Lewis Hatchett

Personal information
- Full name: Lewis James Hatchett
- Born: 21 January 1990 (age 36) Shoreham-by-Sea, Sussex, England
- Batting: Left-handed
- Bowling: Left-arm medium-fast

Domestic team information
- 2010–2016: Sussex (squad no. 5)
- FC debut: 12 May 2010 Sussex v Cambridge MCCU
- LA debut: 20 May 2013 Sussex v Netherlands

Career statistics
| Competition | FC | LA | T20 |
| Matches | 27 | 16 | 10 |
| Runs scored | 224 | 9 | 0 |
| Batting average | 9.73 | 4.50 | 0.00 |
| 100s/50s | 0/0 | 0/0 | 0/0 |
| Top score | 25 | 5 | 0* |
| Balls bowled | 4,038 | 670 | 185 |
| Wickets | 72 | 19 | 11 |
| Bowling average | 35.08 | 33.15 | 27.63 |
| 5 wickets in innings | 3 | 0 | 0 |
| 10 wickets in match | 0 | 0 | 0 |
| Best bowling | 5/47 | 3/44 | 3/23 |
| Catches/stumpings | 10/– | 5/– | 0/– |
- Source: CricketArchive, 12 June 2016

= Lewis Hatchett =

English cricketer

Lewis James Hatchett (born 21 January 1990) is an English former cricketer. Hatchett is a left-handed batsman who bowls left-arm medium-fast. He was born at Shoreham-by-Sea, Sussex, and was educated at Steyning Grammar School. He was born with Poland syndrome, meaning that he was born without a right pectoral muscle and two ribs.

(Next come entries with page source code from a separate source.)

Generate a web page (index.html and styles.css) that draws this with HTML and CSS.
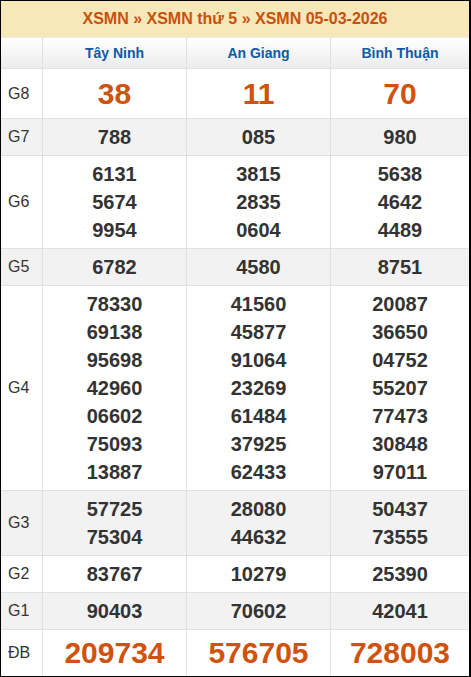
FILE: index.html
```html
<!DOCTYPE html>
<html lang="vi">
<head>
<meta charset="utf-8">
<title>XSMN 05-03-2026</title>
<link rel="stylesheet" href="styles.css">
</head>
<body>
<div class="box">
  <div class="title">XSMN » XSMN thứ 5 » XSMN 05-03-2026</div>
  <table class="kq">
    <thead>
      <tr>
        <th class="c-lbl"></th>
        <th class="c-p">Tây Ninh</th>
        <th class="c-p">An Giang</th>
        <th class="c-last">Bình Thuận</th>
      </tr>
    </thead>
    <tbody>
      <tr class="g8"><td class="lbl">G8</td><td>38</td><td>11</td><td>70</td></tr>
      <tr class="alt"><td class="lbl">G7</td><td>788</td><td>085</td><td>980</td></tr>
      <tr><td class="lbl">G6</td><td>6131<br>5674<br>9954</td><td>3815<br>2835<br>0604</td><td>5638<br>4642<br>4489</td></tr>
      <tr class="alt"><td class="lbl">G5</td><td>6782</td><td>4580</td><td>8751</td></tr>
      <tr><td class="lbl">G4</td><td>78330<br>69138<br>95698<br>42960<br>06602<br>75093<br>13887</td><td>41560<br>45877<br>91064<br>23269<br>61484<br>37925<br>62433</td><td>20087<br>36650<br>04752<br>55207<br>77473<br>30848<br>97011</td></tr>
      <tr class="alt"><td class="lbl">G3</td><td>57725<br>75304</td><td>28080<br>44632</td><td>50437<br>73555</td></tr>
      <tr><td class="lbl">G2</td><td>83767</td><td>10279</td><td>25390</td></tr>
      <tr class="alt"><td class="lbl">G1</td><td>90403</td><td>70602</td><td>42041</td></tr>
      <tr class="db"><td class="lbl">ĐB</td><td>209734</td><td>576705</td><td>728003</td></tr>
    </tbody>
  </table>
</div>
</body>
</html>
```
FILE: styles.css
```css
html, body {
  margin: 0;
  padding: 0;
  background: #fff;
}
.box {
  width: 471px;
  box-sizing: border-box;
  border: 1px solid #000;
  border-right-width: 2px;
  font-family: "Liberation Sans", Arial, sans-serif;
}
.title {
  height: 36px;
  line-height: 36px;
  background: #f7e8ba;
  color: #c8500d;
  font-weight: bold;
  font-size: 16px;
  text-align: center;
}
.kq {
  width: 468px;
  border-collapse: separate;
  border-spacing: 0;
  table-layout: fixed;
}
.kq th, .kq td {
  box-sizing: border-box;
  border-right: 1px solid #e0e0e0;
  border-bottom: 1px solid #e0e0e0;
  padding: 4px 0;
  text-align: center;
}
.kq th:last-child, .kq td:last-child {
  border-right: 0;
}
.kq thead th {
  height: 32px;
  padding: 0;
  background: linear-gradient(#ffffff, #ececec);
  color: #0d5aa7;
  font-size: 14px;
  font-weight: bold;
  border-top: 1px solid #ececec;
}
.c-lbl { width: 42px; }
.c-p { width: 144px; }
.c-last { width: 138px; }
.kq td {
  font-size: 20px;
  line-height: 28px;
  font-weight: bold;
  color: #333;
}
.kq td.lbl {
  text-align: left;
  padding-left: 7px;
  font-size: 16px;
  font-weight: normal;
  color: #333;
}
.kq tr.alt td {
  background: #f2f2f2;
}
.kq tr.g8 td {
  font-size: 30px;
  line-height: 41px;
  color: #d0520c;
}
.kq tr.db td {
  font-size: 30px;
  line-height: 38px;
  color: #d0520c;
  border-bottom: 0;
}
.kq tr.g8 td.lbl, .kq tr.db td.lbl {
  font-size: 16px;
  color: #333;
}
```
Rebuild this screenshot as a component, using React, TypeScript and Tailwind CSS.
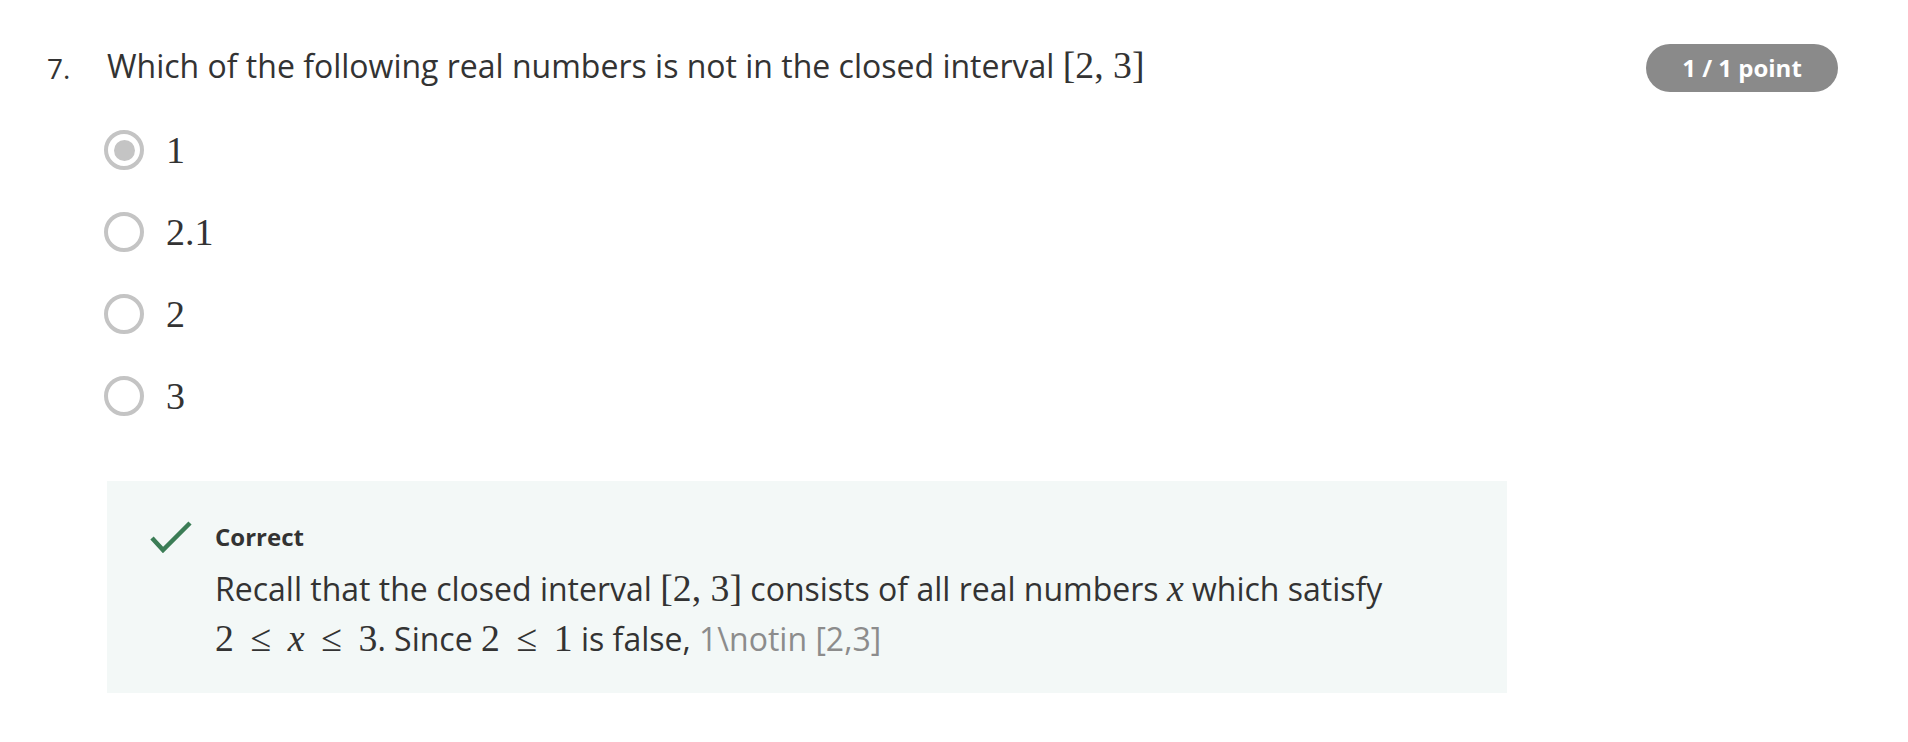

Hatchett made his first-class debut for Sussex against Cambridge MCCU at Fenner's in May 2010. He claimed his maiden first-class wickets during the match, with the wickets of Stephen Gray and Anand Ashok in Cambridge MCCU's first-innings and Rob Woolley and Peter Turnbull in their second-innings. In July 2010, he made two appearances in the County Championship against Middlesex and Leicestershire. It was against Leicestershire that he claimed his maiden five wicket haul, with figures of 5/47 in Leicestershire's first-innings. He made one further appearance in that season's County Championship, against Worcestershire. At the end of that season, he signed a three-year contract with Sussex, with coach Mark Davis stating "He's an exciting prospect, a left-armer who swings the ball and he's destined for a long and successful career."

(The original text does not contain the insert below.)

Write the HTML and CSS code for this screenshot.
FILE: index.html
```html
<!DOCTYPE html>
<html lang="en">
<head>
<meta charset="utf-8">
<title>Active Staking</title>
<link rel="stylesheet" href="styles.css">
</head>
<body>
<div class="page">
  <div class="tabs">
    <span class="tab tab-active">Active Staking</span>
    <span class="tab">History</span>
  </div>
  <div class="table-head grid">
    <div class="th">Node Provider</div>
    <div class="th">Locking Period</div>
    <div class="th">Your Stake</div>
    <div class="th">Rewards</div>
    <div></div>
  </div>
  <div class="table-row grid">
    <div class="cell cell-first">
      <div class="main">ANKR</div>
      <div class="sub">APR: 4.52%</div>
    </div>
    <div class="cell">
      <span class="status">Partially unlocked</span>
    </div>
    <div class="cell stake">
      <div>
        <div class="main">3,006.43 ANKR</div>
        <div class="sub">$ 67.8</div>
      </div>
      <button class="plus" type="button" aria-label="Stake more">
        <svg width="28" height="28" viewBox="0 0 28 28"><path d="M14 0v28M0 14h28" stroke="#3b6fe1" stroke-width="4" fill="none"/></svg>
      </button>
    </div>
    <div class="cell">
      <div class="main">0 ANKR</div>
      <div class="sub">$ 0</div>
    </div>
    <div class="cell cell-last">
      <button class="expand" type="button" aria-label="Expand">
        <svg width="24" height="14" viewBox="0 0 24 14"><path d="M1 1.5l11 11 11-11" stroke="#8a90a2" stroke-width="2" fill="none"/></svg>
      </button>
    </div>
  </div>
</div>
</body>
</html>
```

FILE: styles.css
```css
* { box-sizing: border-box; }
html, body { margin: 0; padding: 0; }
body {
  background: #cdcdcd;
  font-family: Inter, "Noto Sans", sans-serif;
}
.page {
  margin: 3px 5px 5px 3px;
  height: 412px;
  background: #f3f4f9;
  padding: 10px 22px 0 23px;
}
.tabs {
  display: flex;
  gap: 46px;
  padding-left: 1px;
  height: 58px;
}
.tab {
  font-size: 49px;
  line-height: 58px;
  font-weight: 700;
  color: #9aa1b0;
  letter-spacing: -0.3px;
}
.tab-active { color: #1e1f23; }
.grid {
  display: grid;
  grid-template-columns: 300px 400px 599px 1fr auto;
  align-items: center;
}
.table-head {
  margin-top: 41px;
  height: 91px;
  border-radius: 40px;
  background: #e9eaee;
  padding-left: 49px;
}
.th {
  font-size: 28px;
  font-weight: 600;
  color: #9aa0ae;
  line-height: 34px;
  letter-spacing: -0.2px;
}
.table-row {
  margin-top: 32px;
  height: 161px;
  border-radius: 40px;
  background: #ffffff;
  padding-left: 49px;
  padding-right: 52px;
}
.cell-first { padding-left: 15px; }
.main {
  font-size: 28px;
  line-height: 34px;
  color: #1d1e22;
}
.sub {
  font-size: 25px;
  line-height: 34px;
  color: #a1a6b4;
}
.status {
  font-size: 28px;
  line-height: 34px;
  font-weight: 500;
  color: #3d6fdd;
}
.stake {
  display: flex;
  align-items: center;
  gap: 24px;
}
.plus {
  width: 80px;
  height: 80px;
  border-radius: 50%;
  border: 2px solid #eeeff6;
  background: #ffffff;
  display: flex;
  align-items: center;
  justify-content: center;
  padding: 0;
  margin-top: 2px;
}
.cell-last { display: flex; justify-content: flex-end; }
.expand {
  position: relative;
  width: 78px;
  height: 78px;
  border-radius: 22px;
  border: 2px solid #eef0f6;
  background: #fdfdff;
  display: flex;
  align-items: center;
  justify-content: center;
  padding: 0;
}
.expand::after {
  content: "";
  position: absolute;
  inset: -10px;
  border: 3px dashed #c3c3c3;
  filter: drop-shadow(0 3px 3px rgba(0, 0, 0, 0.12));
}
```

When not on Sussex duty, Lewis has played club cricket for East Grinstead Cricket Club in West Sussex, since 2009.

He made just one first-class appearance in 2011, against Oxford MCCU at the University Parks; he again made a single first-class appearance the following year, against Surrey in the County Championship at The Oval.

In September 2016 he retired from cricket following medical advice.